Did Hunter S. Thompson’s writing on the Hell’s Angels predict the rise of Trump? Susan Williams at The Nation says yes, and explains why.

What made that outcome almost certain, Thompson thought, was the obliviousness of Berkeley, California, types who, from the safety of their cocktail parties, imagined that they understood and represented the downtrodden. The Berkeley types, Thompson thought, were not going to realize how presumptuous they had been until the downtrodden broke into one of those cocktail parties and embarked on a campaign of rape, pillage, and slaughter. For Thompson, the Angels weren’t important because they heralded a new movement of cultural hedonism, but because they were the advance guard for a new kind of right-wing politics. As Thompson presciently wrote in the Nation piece he later expanded on in Hell’s Angels, that kind of politics is “nearly impossible to deal with” using reason or empathy or awareness-raising or any of the other favorite tools of the left.

The Hells Angels may have forshadowed Trump, but Sherman Alexie says only white liberals were surprised by him. Alexie talked to the Stranger last week about writing in the era of Trump. The interview touches on many topics but includes this tidbit about his next idea.
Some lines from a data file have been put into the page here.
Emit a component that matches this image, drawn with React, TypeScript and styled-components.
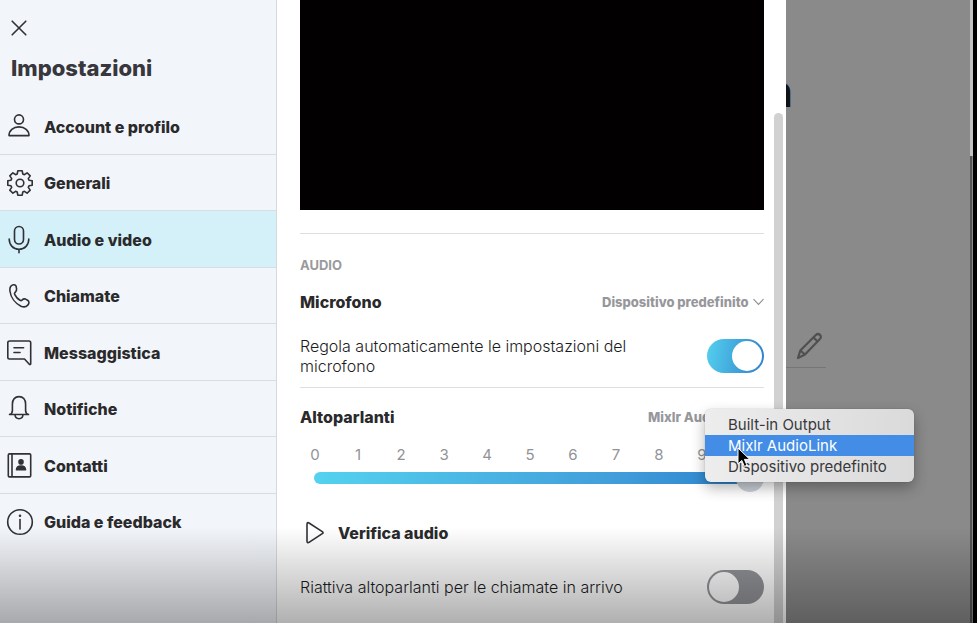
import React, { useState } from 'react';
import styled, { createGlobalStyle, css } from 'styled-components';

const GlobalStyle = createGlobalStyle`
  *, *::before, *::after { box-sizing: border-box; }
  body {
    margin: 0;
    background: #000;
    color: #2a2a2c;
    font-family: Inter, "Liberation Sans", sans-serif;
    font-size: 16px;
  }
  button, select, input { font: inherit; color: inherit; margin: 0; }
  h1, h2, h3, p, ul { margin: 0; padding: 0; }
`;

const Window = styled.div`
  position: relative;
  display: flex;
  min-height: 100vh;
  overflow: hidden;
`;

const Sidebar = styled.aside`
  flex: 0 0 277px;
  padding-top: 16px;
  background: #f2f5f9;
  border-right: 1px solid #d6dade;
`;

const CloseButton = styled.button`
  display: flex;
  margin-left: 7px;
  padding: 0;
  border: 0;
  background: none;
`;

const Title = styled.h1`
  margin: 14px 0 15px 11px;
  font-size: 22px;
  line-height: 28px;
  font-weight: 800;
  color: #37373d;
`;

const Nav = styled.nav`
  display: grid;
  grid-auto-rows: 1fr;
  height: 452px;
`;

const NavItem = styled.a<{ $active?: boolean }>`
  display: flex;
  align-items: center;
  gap: 12px;
  padding: 2px 0 0 6px;
  border-top: 1px solid #d9dde1;
  font-weight: 800;
  line-height: 24px;
  color: #2a2a2c;
  text-decoration: none;
  background: ${(p) => (p.$active ? '#d4f0f9' : 'transparent')};
  &:first-child { border-top-color: transparent; }
`;

const Icon = styled.svg`
  flex: none;
  fill: none;
  stroke: #303036;
  stroke-width: 1.6;
  stroke-linecap: round;
  stroke-linejoin: round;
`;

const Panel = styled.main`
  flex: 1 1 0;
  min-width: 0;
  padding-left: 23px;
  background: #fff;
`;

const Preview = styled.div`
  height: 210px;
  margin-bottom: 23px;
  background: #020001;
`;

const Divider = styled.hr`
  height: 1px;
  margin: 0;
  border: 0;
  background: #dcdfe2;
`;

const SectionLabel = styled.h2`
  margin: 21px 0 15px;
  font-size: 13px;
  line-height: 20px;
  font-weight: 700;
  color: #9a9a9e;
`;

const Row = styled.div<{ $top?: number; $bottom?: number }>`
  display: flex;
  align-items: center;
  justify-content: space-between;
  margin-top: ${(p) => p.$top ?? 0}px;
  margin-bottom: ${(p) => p.$bottom ?? 0}px;
`;

const RowTitle = styled.label`
  font-weight: 800;
  line-height: 24px;
`;

const RowText = styled.label`
  max-width: 340px;
  font-size: 16px;
  font-weight: 300;
  line-height: 20px;
  color: #1c1c1e;
`;

const Picker = styled.div`
  position: relative;
  display: flex;
  align-items: center;
  gap: 4px;
  color: #97979b;
`;

const pickerText = css`
  padding: 0;
  border: 0;
  background: none;
  appearance: none;
  font-size: 13px;
  line-height: 20px;
  font-weight: 800;
  color: inherit;
`;

const PickerSelect = styled.select`${pickerText}`;
const PickerButton = styled.button`${pickerText}`;

const Chevron = styled.svg`
  flex: none;
  fill: none;
  stroke: #8e8e92;
  stroke-width: 1.1;
`;

const Switch = styled.input`
  flex: none;
  width: 57px;
  height: 34px;
  padding: 2px;
  appearance: none;
  border-radius: 17px;
  background: #929398;
  &::before {
    content: '';
    display: block;
    width: 30px;
    height: 30px;
    border-radius: 50%;
    background: #fff;
  }
  &:checked { background: linear-gradient(100deg, #54d0ee, #2f7fcb); }
  &:checked::before { margin-left: 23px; }
`;

const Scale = styled.div`
  display: flex;
  justify-content: space-between;
  margin: 17px 15px 0 11px;
  font-size: 15px;
  line-height: 18px;
  color: #929296;
`;

const Tick = styled.span`
  display: flex;
  justify-content: center;
  width: 8px;
`;

const Volume = styled.input`
  display: block;
  width: calc(100% - 14px);
  height: 28px;
  margin-left: 14px;
  appearance: none;
  background: none;
  &::-webkit-slider-runnable-track {
    height: 12px;
    border-radius: 6px;
    background: linear-gradient(90deg, #54d2ef, #429fdb 65%, #2a80cc);
  }
  &::-webkit-slider-thumb {
    width: 28px;
    height: 28px;
    margin-top: -8px;
    appearance: none;
    border-radius: 50%;
    background: #cbd2d9;
  }
`;

const TestButton = styled.button`
  display: flex;
  align-items: center;
  gap: 12px;
  margin: 29px 0 25px;
  padding: 0 0 0 4px;
  border: 0;
  background: none;
  font-weight: 800;
  line-height: 24px;
`;

const Menu = styled.ul`
  position: absolute;
  top: 2px;
  right: -150px;
  z-index: 2;
  width: 209px;
  padding: 5px 0;
  list-style: none;
  border-radius: 6px;
  background: linear-gradient(90deg, #ededed, #dadada);
  box-shadow: 0 0 1px rgba(0, 0, 0, 0.4), 0 6px 14px rgba(0, 0, 0, 0.3);
`;

const MenuItem = styled.li<{ $selected?: boolean }>`
  padding-left: 23px;
  font-size: 15px;
  line-height: 21px;
  color: ${(p) => (p.$selected ? '#fff' : '#38383a')};
  background: ${(p) => (p.$selected ? '#438de6' : 'transparent')};
`;

const Pointer = styled.svg`
  position: absolute;
  top: 38px;
  left: 32px;
`;

const Rail = styled.div`
  display: flex;
  flex: 0 0 22px;
  flex-direction: column;
  padding: 113px 3px 0 10px;
  background: #fff;
`;

const Thumb = styled.div`
  flex: 1;
  border-radius: 5px 5px 0 0;
  background: #d1d1d1;
`;

const Backdrop = styled.div`
  flex: 0 0 184px;
  padding-top: 65px;
  background: #8a8a8a;
`;

const HiddenHeading = styled.div`
  display: flex;
  justify-content: flex-end;
  width: 7px;
  height: 52px;
  overflow: hidden;
  font-size: 44px;
  line-height: 52px;
  font-weight: 700;
  color: #111;
`;

const EditField = styled.div`
  width: 40px;
  margin-top: 215px;
  padding: 0 0 7px 10px;
  border-bottom: 1px solid #757575;
`;

const EditButton = styled.button`
  display: flex;
  padding: 0;
  border: 0;
  background: none;
`;

const Edge = styled.div`
  display: flex;
  flex: 0 0 7px;
  flex-direction: column;
  padding-right: 4px;
  background: #000;
`;

const EdgeTop = styled.div`
  height: 156px;
  background: #c3c3c3;
`;

const EdgeBottom = styled.div`
  flex: 1;
  border-right: 1px solid #8a8a8a;
  background: #555;
`;

const Shade = styled.div`
  position: absolute;
  right: 0;
  bottom: 0;
  left: 0;
  z-index: 1;
  height: 96px;
  pointer-events: none;
  background: linear-gradient(rgba(0, 0, 0, 0), rgba(0, 0, 0, 0.31));
`;

const icons: Record<string, React.ReactNode> = {
  account: (
    <>
      <circle cx="13" cy="5.400" r="4.500" />
      <path d="M3 21.600c0-5.200 4.200-8.700 10-8.700s10 3.500 10 8.700z" />
    </>
  ),
  general: (
    <path
      transform="translate(14 13)"
      d="M-2.200-12.200h4.400l.6 3.200 1.600.7 2.700-1.900 3.100 3.100-1.900 2.700.7 1.600 3.200.6v4.400l-3.200.6-.7 1.600 1.900 2.700-3.100 3.100-2.700-1.900-1.600.7-.6 3.200h-4.400l-.6-3.200-1.600-.7-2.700 1.900-3.100-3.100 1.900-2.700-.7-1.600-3.200-.6v-4.400l3.200-.6.7-1.600-1.900-2.700 3.100-3.100 2.700 1.900 1.600-.7zM-3.800 0a3.800 3.800 0 1 0 7.600 0a3.800 3.800 0 1 0-7.600 0"
    />
  ),
  audio: (
    <>
      <rect x="8.500" y="-.5" width="9" height="17.500" rx="4.500" />
      <path d="M3.200 12c0 6 4 10.300 9.800 10.300s9.800-4.300 9.800-10.300M13 22.300v3.400" />
    </>
  ),
  calls: (
    <path d="M4.600 3.500C6 1.600 8.600 1 10 2.900l.6 3c.3 1.700-.8 2.700-1.800 3.800-.5.600-.4 1.200 0 1.900 1.200 2.400 2.900 4.400 5.200 5.700.8.500 1.400.4 2-.2 1-1 2-1.500 3.500-1l2.100 1.200c2 1.200 1.500 3.400.2 4.800-1.500 1.700-4.200 2.200-6.800 1.100C9.500 20.500 4.800 14.600 3.900 8c-.2-1.600-.2-3.200.7-4.500z" />
  ),
  messages: (
    <path d="M4 1h19c1.100 0 1.700.6 1.700 1.700v21.100c0 .9-.8 1.100-1.400.5L18.500 19H3.500c-1.100 0-1.700-.6-1.700-1.700V2.700C1.800 1.600 2.400 1 4 1zM8 7.800h9.600M8 12.500h6" />
  ),
  notifications: (
    <path d="M3.500 18.500c2.200-.6 2.900-1.800 2.900-4V8c0-4.500 2.600-7.400 6.600-7.400s6.600 2.900 6.600 7.400v6.500c0 2.200.7 3.400 2.900 4zM9 18.800c.2 2.500 1.600 3.900 4 3.900s3.800-1.400 4-3.900" />
  ),
  contacts: (
    <>
      <path d="M3.500.9h20q1.200 0 1.200 1.200v20.600q0 1.200-1.200 1.200h-20q-1.200 0-1.200-1.200V2.100q0-1.200 1.200-1.200zM6 .9v23" />
      <circle cx="15" cy="8.900" r="2" fill="#303036" />
      <path d="M10.500 16.800c.2-2.500 2-3.700 4.500-3.700s4.300 1.200 4.500 3.700z" fill="#303036" />
    </>
  ),
  help: (
    <>
      <circle cx="14" cy="13" r="12.300" />
      <path d="M14 10.500v9.500" />
      <circle cx="14" cy="6.800" r=".5" fill="#303036" />
    </>
  ),
};

const navItems = [
  { id: 'account', label: 'Account e profilo' },
  { id: 'general', label: 'Generali' },
  { id: 'audio', label: 'Audio e video' },
  { id: 'calls', label: 'Chiamate' },
  { id: 'messages', label: 'Messaggistica' },
  { id: 'notifications', label: 'Notifiche' },
  { id: 'contacts', label: 'Contatti' },
  { id: 'help', label: 'Guida e feedback' },
];

const outputs = ['Built-in Output', 'Mixlr AudioLink', 'Dispositivo predefinito'];

const ChevronDown = () => (
  <Chevron width="11" height="8" viewBox="0 0 11 8" aria-hidden="true">
    <path d="M.5 1.200 5.500 6.500 10.500 1.200" />
  </Chevron>
);

export default function App() {
  const [output, setOutput] = useState('Mixlr AudioLink');

  return (
    <>
      <GlobalStyle />
      <Window>
        <Sidebar>
          <CloseButton aria-label="Chiudi">
            <Icon width="24" height="24" viewBox="0 0 24 24">
              <path d="m5.200 5.200 13.600 13.600m0-13.600L5.200 18.800" />
            </Icon>
          </CloseButton>
          <Title>Impostazioni</Title>
          <Nav>
            {navItems.map((item) => (
              <NavItem
                key={item.id}
                href={`#${item.id}`}
                $active={item.id === 'audio'}
                aria-current={item.id === 'audio' ? 'page' : undefined}
              >
                <Icon width="26" height="26" viewBox="0 0 26 26" overflow="visible" aria-hidden="true">
                  {icons[item.id]}
                </Icon>
                {item.label}
              </NavItem>
            ))}
          </Nav>
        </Sidebar>

        <Panel>
          <Preview />
          <Divider />
          <SectionLabel>AUDIO</SectionLabel>
          <Row $bottom={22}>
            <RowTitle htmlFor="microphone">Microfono</RowTitle>
            <Picker>
              <PickerSelect id="microphone">
                <option>Dispositivo predefinito</option>
              </PickerSelect>
              <ChevronDown />
            </Picker>
          </Row>
          <Row $bottom={11}>
            <RowText htmlFor="auto-mic">Regola automaticamente le impostazioni del microfono</RowText>
            <Switch id="auto-mic" type="checkbox" role="switch" defaultChecked />
          </Row>
          <Divider />
          <Row $top={17}>
            <RowTitle htmlFor="speakers">Altoparlanti</RowTitle>
            <Picker>
              <PickerButton id="speakers" aria-haspopup="listbox" aria-expanded="true">
                {output}
              </PickerButton>
              <ChevronDown />
              <Menu role="listbox" aria-label="Altoparlanti">
                {outputs.map((name) => (
                  <MenuItem
                    key={name}
                    role="option"
                    aria-selected={name === output}
                    $selected={name === output}
                    onClick={() => setOutput(name)}
                  >
                    {name}
                  </MenuItem>
                ))}
                <Pointer width="15" height="22" viewBox="0 0 15 22" aria-hidden="true">
                  <path d="M1 1v16l3.800-3.600 2.600 6 2.600-1.100-2.600-5.900h5.400z" fill="#000" stroke="#fff" />
                </Pointer>
              </Menu>
            </Picker>
          </Row>
          <Scale aria-hidden="true">
            {Array.from({ length: 11 }, (_, n) => (
              <Tick key={n}>{n}</Tick>
            ))}
          </Scale>
          <Volume type="range" min="0" max="10" defaultValue="10" aria-label="Volume altoparlanti" />
          <TestButton>
            <Icon width="22" height="24" viewBox="0 0 22 24" aria-hidden="true">
              <path d="M3 3.200c0-1.500.9-1.900 2-1.200l13.300 8.600c1 .7 1 1.400 0 2L5 21.300c-1.100.7-2 .3-2-1.100z" />
            </Icon>
            Verifica audio
          </TestButton>
          <Row>
            <RowText htmlFor="unmute">Riattiva altoparlanti per le chiamate in arrivo</RowText>
            <Switch id="unmute" type="checkbox" role="switch" />
          </Row>
        </Panel>
        <Rail>
          <Thumb />
        </Rail>

        <Backdrop>
          <HiddenHeading aria-hidden="true">n</HiddenHeading>
          <EditField>
            <EditButton aria-label="Modifica">
              <svg width="28" height="28" viewBox="0 0 28 28" fill="none" stroke="#505050" strokeWidth="2.200" strokeLinejoin="round">
                <path d="m2 26 2.300-7.500L19.800 3c1.300-1.200 3-1.200 4.200-.1s1.100 2.900-.1 4.100L9 22.500zM4.300 18.500 9 22.500M17.500 5.500l4.300 4.300" />
              </svg>
            </EditButton>
          </EditField>
        </Backdrop>
        <Edge>
          <EdgeTop />
          <EdgeBottom />
        </Edge>
        <Shade />
      </Window>
    </>
  );
}
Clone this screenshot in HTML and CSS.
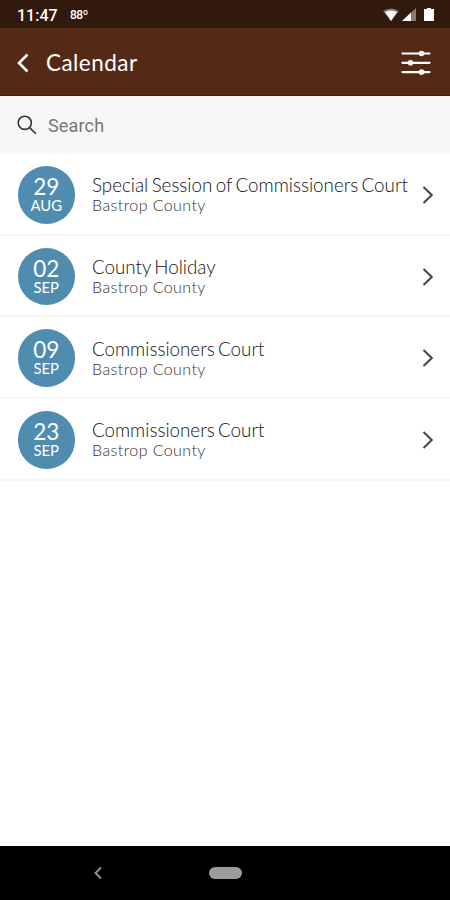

I have an idea for my next book that I think I can write in a month. It’s a young-adult book and it speaks directly to what just happened to us in terms of whiteness in this election. There is no brown person in this United States who is shocked that Trump won. My white liberal friends are utterly panicked and shocked. And the rest of us brown folks are like, “Well, shit, of course. Now we have to get to work.

So how do we get to work? At Slate, Michelle Goldberg explores ACT UP veterans organizing against Trump, including an interview with David France who wrote this year’s crucial read, How to Survive a Plague.

“The model of activism that ACT UP innovated is a model that they called inside-outside,” France says. “They had these armies of bodies that could show up at the drop of a phone call and stand outside these institutions that needed to be addressed, and they could do that with enough numbers, force, and clever timing that it forced somebody inside those institutions to pay attention. They also had an inside group of people who trained themselves in the science of AIDS and AIDS research. Once their comrades got those doors open, they moved through.” The group was never that big—France says its largest demonstrations drew around 3,000 people. “But they were tireless, those 3,000 people,” he says.

And finally, as the “hard rain” of our reality sets in, here’s Patti Smith’s own narration of her time in Sweden performing in honor of Bob Fylan, the Rimbaud of her era.

I thought of my mother, who bought me my first Dylan album when I was barely sixteen. She found it in the bargain bin at the five-and-dime and bought it with her tip money. “He looked like someone you’d like,” she told me. I played the record over and over, my favorite being “A Hard Rain’s A-Gonna Fall.” It occurred to me then that, although I did not live in the time of Arthur Rimbaud, I existed in the time of Bob Dylan. I also thought of my husband and remembered performing the song together, picturing his hands forming the chords.